Why Are You Feeling Unhappy When Things Are So Good?
More and better things probably don't make you happier.
Posted Jul 26, 2018
Ask yourself these questions: Are you more likely to live longer of your grandparents? Do you own more things than your parents? Are young males you know more or less likely to see combat than their grandfathers? Are you more or less likely to be a victim of a crime than 30 years ago?
By every objective measure, the quality of life for most people has greatly improved. We are healthier and safer than ever before. Of course, some lives are worse off than before. Your life, your neighbor’s, your community may be amongst those afflicted by a natural disaster, unemployment, crime or drug addiction, for example. But if you look at the total populations, not particular individuals, then the trend is in a positive direction.
That is the argument made by Steven Pinker, professor of cognitive psychology at Harvard University and author of several best-selling books on the state of the world.
Pinker makes his case for our improved condition with graphs, charts, numbers and studies. His assessment seems irrefutable: We live in, if not the best of all possible worlds, at least in times far better than ever before.
If nearly every objective measure of the quality of life is up, then why doesn’t it feel that way to so many? Why hasn’t the level of happiness risen commensurately with the quality of life?
One reason for the disconnect between Pinker’s optimism and general feeling of malaise may be in the methodology used to measure quality of life and happiness. Pinker measures that which is objective and therefore subject to data analysis. Happiness, though, is subjective and notoriously difficult to measure. What is known about the happiness of a person is what they tell the surveyor.
Whether people are happy or not depends upon what you mean by happiness. Psychologists and interviewers assume a definition and then ask respondents questions based upon that definition. But no matter how careful the questions may be phrased, people are responding to how they understand each of the subjective experiences being surveyed.
But isn’t this much like the problem around pain? One person’s experience of pain may be very different from another’s. Medicine has come up with an elegant solution: Ask patients to rate the pain on a scale from 1-10. They are simply reporting that whatever it is that they feel, it is the most excruciating they can imagine.
But happiness is different. If you ask someone who has just taken a hit of heroine to rate their degree of happiness, they may well report it as a ten. Yet the same people may report that they aren’t happy with their lives. This reveals the two different ideas around happiness: happiness as pleasure and happiness as life satisfaction. Often this is the difference between short-term happiness (getting high, for example) and long-term happiness (having life-long friends).
So it is possible to claim that people are happier because that which gives pleasure has risen (more income, better health), while at the same time people may feel less satisfied with life and therefore less happy. Things can give us pleasure but relationships give us satisfaction. The problem with a life of greater pleasure is that it may, at some point, undercut the other kind of happiness, which is at least, if not more, important in the long run.
There is little argument that capitalism has been the most successful economic arrangement in history in raising the standard of living.

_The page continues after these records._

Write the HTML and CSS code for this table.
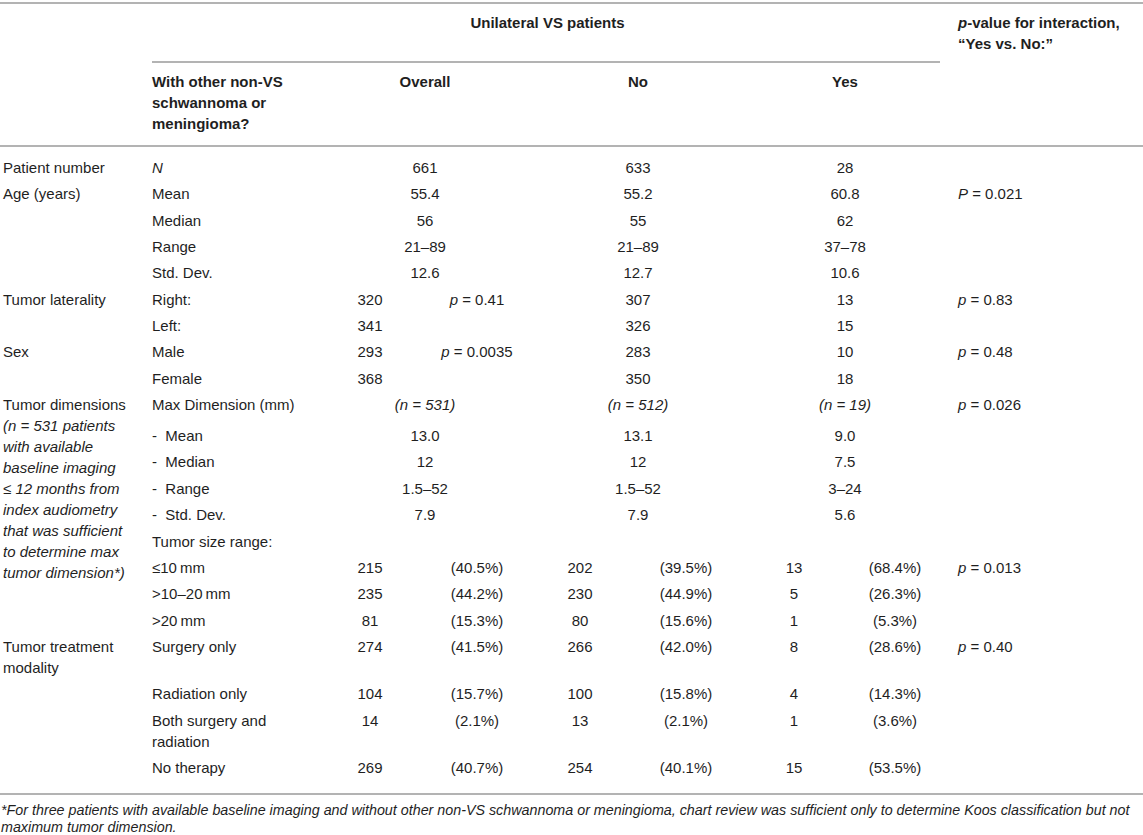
FILE: index.html
```html
<!DOCTYPE html>
<html lang="en">
<head>
<meta charset="utf-8">
<title>Unilateral VS patients</title>
<link rel="stylesheet" href="styles.css">
</head>
<body>
<div class="page">
  <table class="data-table">
    <colgroup>
      <col class="c-label"><col class="c-sub"><col class="c-ovn"><col class="c-ovp"><col class="c-non"><col class="c-nop"><col class="c-yesn"><col class="c-yesp"><col class="c-pval">
    </colgroup>
    <thead>
      <tr class="head-top">
        <th class="label" rowspan="2"></th>
        <th class="group" colspan="7">Unilateral VS patients</th>
        <th class="pval"><i>p</i>-value for interaction, “Yes vs. No:”</th>
      </tr>
      <tr class="head-sub">
        <th class="sub">With other non-VS schwannoma or meningioma?</th>
        <th colspan="2">Overall</th>
        <th colspan="2">No</th>
        <th colspan="2">Yes</th>
        <th class="pval"></th>
      </tr>
    </thead>
    <tbody>
      <tr class="first">
        <td class="label">Patient number</td><td class="sub"><i>N</i></td>
        <td colspan="2">661</td><td colspan="2">633</td><td colspan="2">28</td><td class="pval"></td>
      </tr>
      <tr>
        <td class="label" rowspan="4">Age (years)</td><td class="sub">Mean</td>
        <td colspan="2">55.4</td><td colspan="2">55.2</td><td colspan="2">60.8</td><td class="pval"><i>P</i> = 0.021</td>
      </tr>
      <tr>
        <td class="sub">Median</td>
        <td colspan="2">56</td><td colspan="2">55</td><td colspan="2">62</td><td class="pval"></td>
      </tr>
      <tr>
        <td class="sub">Range</td>
        <td colspan="2">21–89</td><td colspan="2">21–89</td><td colspan="2">37–78</td><td class="pval"></td>
      </tr>
      <tr>
        <td class="sub">Std. Dev.</td>
        <td colspan="2">12.6</td><td colspan="2">12.7</td><td colspan="2">10.6</td><td class="pval"></td>
      </tr>
      <tr>
        <td class="label" rowspan="2">Tumor laterality</td><td class="sub">Right:</td>
        <td>320</td><td><i>p</i> = 0.41</td><td colspan="2">307</td><td colspan="2">13</td><td class="pval"><i>p</i> = 0.83</td>
      </tr>
      <tr>
        <td class="sub">Left:</td>
        <td>341</td><td></td><td colspan="2">326</td><td colspan="2">15</td><td class="pval"></td>
      </tr>
      <tr>
        <td class="label" rowspan="2">Sex</td><td class="sub">Male</td>
        <td>293</td><td><i>p</i> = 0.0035</td><td colspan="2">283</td><td colspan="2">10</td><td class="pval"><i>p</i> = 0.48</td>
      </tr>
      <tr>
        <td class="sub">Female</td>
        <td>368</td><td></td><td colspan="2">350</td><td colspan="2">18</td><td class="pval"></td>
      </tr>
      <tr class="maxdim">
        <td class="label" rowspan="9">Tumor dimensions <span class="note">(n = 531 patients with available baseline imaging ≤&nbsp;12 months from index audiometry that was sufficient to determine max tumor dimension*)</span></td>
        <td class="sub">Max Dimension (mm)</td>
        <td colspan="2"><i>(n = 531)</i></td><td colspan="2"><i>(n = 512)</i></td><td colspan="2"><i>(n = 19)</i></td><td class="pval"><i>p</i> = 0.026</td>
      </tr>
      <tr>
        <td class="sub">-&nbsp; Mean</td>
        <td colspan="2">13.0</td><td colspan="2">13.1</td><td colspan="2">9.0</td><td class="pval"></td>
      </tr>
      <tr>
        <td class="sub">-&nbsp; Median</td>
        <td colspan="2">12</td><td colspan="2">12</td><td colspan="2">7.5</td><td class="pval"></td>
      </tr>
      <tr>
        <td class="sub">-&nbsp; Range</td>
        <td colspan="2">1.5–52</td><td colspan="2">1.5–52</td><td colspan="2">3–24</td><td class="pval"></td>
      </tr>
      <tr>
        <td class="sub">-&nbsp; Std. Dev.</td>
        <td colspan="2">7.9</td><td colspan="2">7.9</td><td colspan="2">5.6</td><td class="pval"></td>
      </tr>
      <tr>
        <td class="sub">Tumor size range:</td>
        <td colspan="2"></td><td colspan="2"></td><td colspan="2"></td><td class="pval"></td>
      </tr>
      <tr>
        <td class="sub">≤10&thinsp;mm</td>
        <td>215</td><td>(40.5%)</td><td>202</td><td>(39.5%)</td><td>13</td><td>(68.4%)</td><td class="pval"><i>p</i> = 0.013</td>
      </tr>
      <tr>
        <td class="sub">&gt;10–20&thinsp;mm</td>
        <td>235</td><td>(44.2%)</td><td>230</td><td>(44.9%)</td><td>5</td><td>(26.3%)</td><td class="pval"></td>
      </tr>
      <tr>
        <td class="sub">&gt;20&thinsp;mm</td>
        <td>81</td><td>(15.3%)</td><td>80</td><td>(15.6%)</td><td>1</td><td>(5.3%)</td><td class="pval"></td>
      </tr>
      <tr>
        <td class="label">Tumor treatment modality</td><td class="sub">Surgery only</td>
        <td>274</td><td>(41.5%)</td><td>266</td><td>(42.0%)</td><td>8</td><td>(28.6%)</td><td class="pval"><i>p</i> = 0.40</td>
      </tr>
      <tr>
        <td class="label"></td><td class="sub">Radiation only</td>
        <td>104</td><td>(15.7%)</td><td>100</td><td>(15.8%)</td><td>4</td><td>(14.3%)</td><td class="pval"></td>
      </tr>
      <tr>
        <td class="label"></td><td class="sub">Both surgery and radiation</td>
        <td>14</td><td>(2.1%)</td><td>13</td><td>(2.1%)</td><td>1</td><td>(3.6%)</td><td class="pval"></td>
      </tr>
      <tr class="last">
        <td class="label"></td><td class="sub">No therapy</td>
        <td>269</td><td>(40.7%)</td><td>254</td><td>(40.1%)</td><td>15</td><td>(53.5%)</td><td class="pval"></td>
      </tr>
    </tbody>
  </table>
  <p class="footnote">*For three patients with available baseline imaging and without other non-VS schwannoma or meningioma, chart review was sufficient only to determine Koos classification but not maximum tumor dimension.</p>
</div>
</body>
</html>
```

FILE: styles.css
```css
* {
  box-sizing: border-box;
}

html,
body {
  margin: 0;
  padding: 0;
  background: #ffffff;
}

body {
  font-family: "Liberation Sans", Arial, Helvetica, sans-serif;
  font-size: 15px;
  line-height: 21px;
  color: #1f1f1f;
}

.page {
  width: 1143px;
  padding-top: 2px;
}

.data-table {
  width: 1143px;
  table-layout: fixed;
  border-collapse: separate;
  border-spacing: 0;
}

.c-label { width: 149px; }
.c-sub   { width: 169px; }
.c-ovn   { width: 104px; }
.c-ovp   { width: 110px; }
.c-non   { width: 96px; }
.c-nop   { width: 116px; }
.c-yesn  { width: 100px; }
.c-yesp  { width: 102px; }
.c-pval  { width: 197px; }

.data-table th,
.data-table td {
  padding: 2.7px 0;
  vertical-align: top;
  text-align: center;
  font-weight: normal;
}

.data-table th {
  font-weight: bold;
}

.data-table .label {
  text-align: left;
  padding-left: 3px;
  padding-right: 12px;
}

.data-table .sub {
  text-align: left;
  padding-left: 3px;
  padding-right: 2px;
}

.data-table .pval {
  text-align: left;
  padding-left: 12px;
  padding-right: 2px;
}

.head-top th {
  border-top: 2px solid #b3b3b3;
  padding-top: 8px;
  padding-bottom: 8.5px;
}

.head-top th.label {
  border-bottom: 2px solid #b3b3b3;
}

.head-top th.group {
  background-image: linear-gradient(#b3b3b3, #b3b3b3);
  background-repeat: no-repeat;
  background-size: calc(100% - 9px) 2px;
  background-position: 3px 100%;
}

.head-sub th {
  padding-top: 8.3px;
  padding-bottom: 11.2px;
  border-bottom: 2px solid #b3b3b3;
}

.first td {
  padding-top: 9.8px;
}

.maxdim td {
  padding-bottom: 7.2px;
}

.note {
  display: block;
  font-style: italic;
}

.last td {
  padding-bottom: 15px;
}

.footnote {
  margin: 0;
  border-top: 2px solid #b3b3b3;
  padding: 6.5px 1px 0;
  font-size: 14.3px;
  line-height: 17px;
  font-style: italic;
}
```
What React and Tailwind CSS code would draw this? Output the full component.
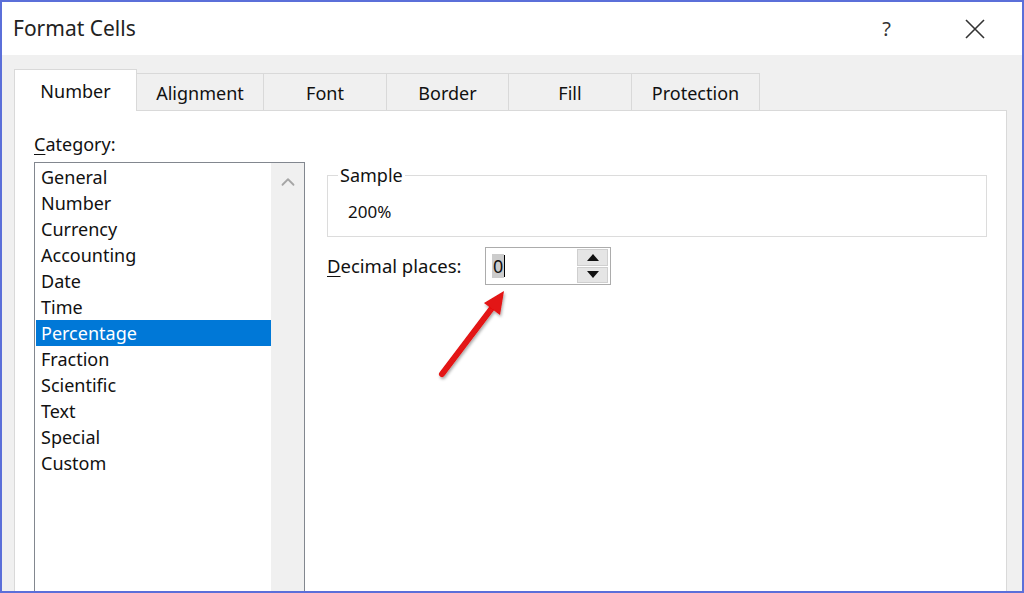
import { ChevronUp } from 'lucide-react';

const categories = [
  'General',
  'Number',
  'Currency',
  'Accounting',
  'Date',
  'Time',
  'Percentage',
  'Fraction',
  'Scientific',
  'Text',
  'Special',
  'Custom',
];

const tabs = [
  { name: 'Number', w: 'w-[123px]' },
  { name: 'Alignment', w: 'w-[127px]' },
  { name: 'Font', w: 'w-[123px]' },
  { name: 'Border', w: 'w-[122px]' },
  { name: 'Fill', w: 'w-[123px]' },
  { name: 'Protection', w: 'w-[128px]' },
];

const App = () => {
  return (
    <div
      className="relative w-[1024px] h-[593px] overflow-hidden border-2 border-[#5b6fd9] bg-[#f0f0f0] flex flex-col text-[#111]"
      style={{ fontFamily: '"Noto Sans", "Open Sans", sans-serif' }}
    >
      {/* Title bar */}
      <header className="h-[53px] shrink-0 bg-white flex items-center justify-between pl-[11px] pr-[30px]">
        <h1 className="text-[21px] text-[#222]">Format Cells</h1>
        <div className="flex items-center gap-[74px] text-[#333]">
          <span className="text-[20px]">?</span>
          <svg width="20" height="20" viewBox="0 0 20 20" className="mr-[7px]">
            <path d="M1 1 L19 19 M19 1 L1 19" stroke="#333" strokeWidth="1.6" fill="none" />
          </svg>
        </div>
      </header>

      {/* Body */}
      <main className="flex-1 flex flex-col pl-[12px] pt-[14px]">
        {/* Tabs */}
        <div className="flex items-end h-[42px] relative z-10 -mb-px">
          {tabs.map((t, i) =>
            i === 0 ? (
              <div
                key={t.name}
                className={`${t.w} h-[42px] bg-white border border-b-0 border-[#d9d9d9] flex items-center justify-center text-[18px] pt-[2px]`}
              >
                {t.name}
              </div>
            ) : (
              <div
                key={t.name}
                className={`${t.w} h-[38px] bg-[#f0f0f0] border border-l-0 border-[#d9d9d9] flex items-center justify-center text-[18px] pt-[2px]`}
              >
                {t.name}
              </div>
            )
          )}
        </div>

        {/* Panel */}
        <section className="flex-1 w-[993px] bg-white border border-b-0 border-[#d9d9d9] flex gap-[22px] pl-[19px] pr-[19px] pt-[21px]">
          {/* Category list */}
          <div className="w-[271px] flex flex-col">
            <label className="text-[18px] leading-[24px] h-[30px]">
              <span className="underline underline-offset-[3px] decoration-1">C</span>ategory:
            </label>
            <div className="flex-1 border border-[#82878f] border-b-0 flex">
              <ul className="flex-1 pt-[1px] pl-[1px]">
                {categories.map((c) => (
                  <li
                    key={c}
                    className={
                      c === 'Percentage'
                        ? 'h-[26px] leading-[26px] text-[18px] pl-[5px] bg-[#0078d7] text-white'
                        : 'h-[26px] leading-[26px] text-[18px] pl-[5px]'
                    }
                  >
                    {c}
                  </li>
                ))}
              </ul>
              <div className="w-[33px] bg-[#f0f0f0] flex justify-center pt-[8px]">
                <ChevronUp size={22} strokeWidth={2} color="#a6a6a6" />
              </div>
            </div>
          </div>

          {/* Right side */}
          <div className="flex-1 flex flex-col pt-[43px]">
            <fieldset className="border border-[#dcdcdc] h-[74px] -mt-[12px] pl-[20px]">
              <legend className="text-[18px] px-[2px] -ml-[10px] leading-[24px]">Sample</legend>
              <div className="text-[17px] pt-[12px]">200%</div>
            </fieldset>

            <div className="flex items-center mt-[10px]">
              <label className="text-[18.5px] w-[158px]">
                <span className="underline underline-offset-[3px] decoration-1">D</span>ecimal places:
              </label>
              <div className="w-[126px] h-[38px] border border-[#acacac] flex items-center pl-[6px] pr-[2px]">
                <div className="flex-1 flex items-center">
                  <span className="bg-[#cccccc] text-[18px] leading-[24px] px-[1px]">0</span>
                  <span className="w-px h-[22px] bg-black"></span>
                </div>
                <div className="w-[31px] h-[34px] flex flex-col gap-px">
                  <button className="flex-1 bg-[#e5e5e5] border border-[#cfcfcf] flex items-center justify-center">
                    <svg width="12" height="7" viewBox="0 0 12 7">
                      <path d="M6 0 L12 7 L0 7 Z" fill="#111" />
                    </svg>
                  </button>
                  <button className="flex-1 bg-[#e5e5e5] border border-[#cfcfcf] flex items-center justify-center">
                    <svg width="12" height="7" viewBox="0 0 12 7">
                      <path d="M0 0 L12 0 L6 7 Z" fill="#111" />
                    </svg>
                  </button>
                </div>
              </div>
            </div>
          </div>
        </section>
      </main>

      {/* Red callout arrow */}
      <svg className="absolute left-0 top-0 pointer-events-none" width="1024" height="593">
        <defs>
          <filter id="shadow" x="-20%" y="-20%" width="140%" height="140%">
            <feDropShadow dx="1" dy="2" stdDeviation="1.5" floodColor="#000" floodOpacity="0.35" />
          </filter>
        </defs>
        <g filter="url(#shadow)">
          <line x1="440" y1="372" x2="490" y2="306" stroke="#e31212" strokeWidth="6" strokeLinecap="round" />
          <polygon points="502,289 498,313 482,301" fill="#e31212" />
        </g>
      </svg>
    </div>
  );
};

export default App;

It is largely responsible for many of the advances that Pinker points to—indoor plumbing, better medical treatments, higher literacy rates, etc. But capitalism is also destruction of the bonds that make life truly satisfying. While capitalism promotes innovation and provides goods and services like never before, it undermines personal relations. Just think of technology’s latest good, smart phones. Which is the happier picture in your mind: people around a dining table, each on their phone, or a gathering around a table where there is direct conversation? (In both instances, assume that people like those they are interacting with.)
In his book on ethics, Aristotle recognized that material goods can provide a floor for a happy life. Being ill or impoverished makes happiness more difficult to achieve, for example. However, beyond a certain point, additional material goods don’t add to the goodness of life. Better relations are more likely to lead to greater happiness than having more money.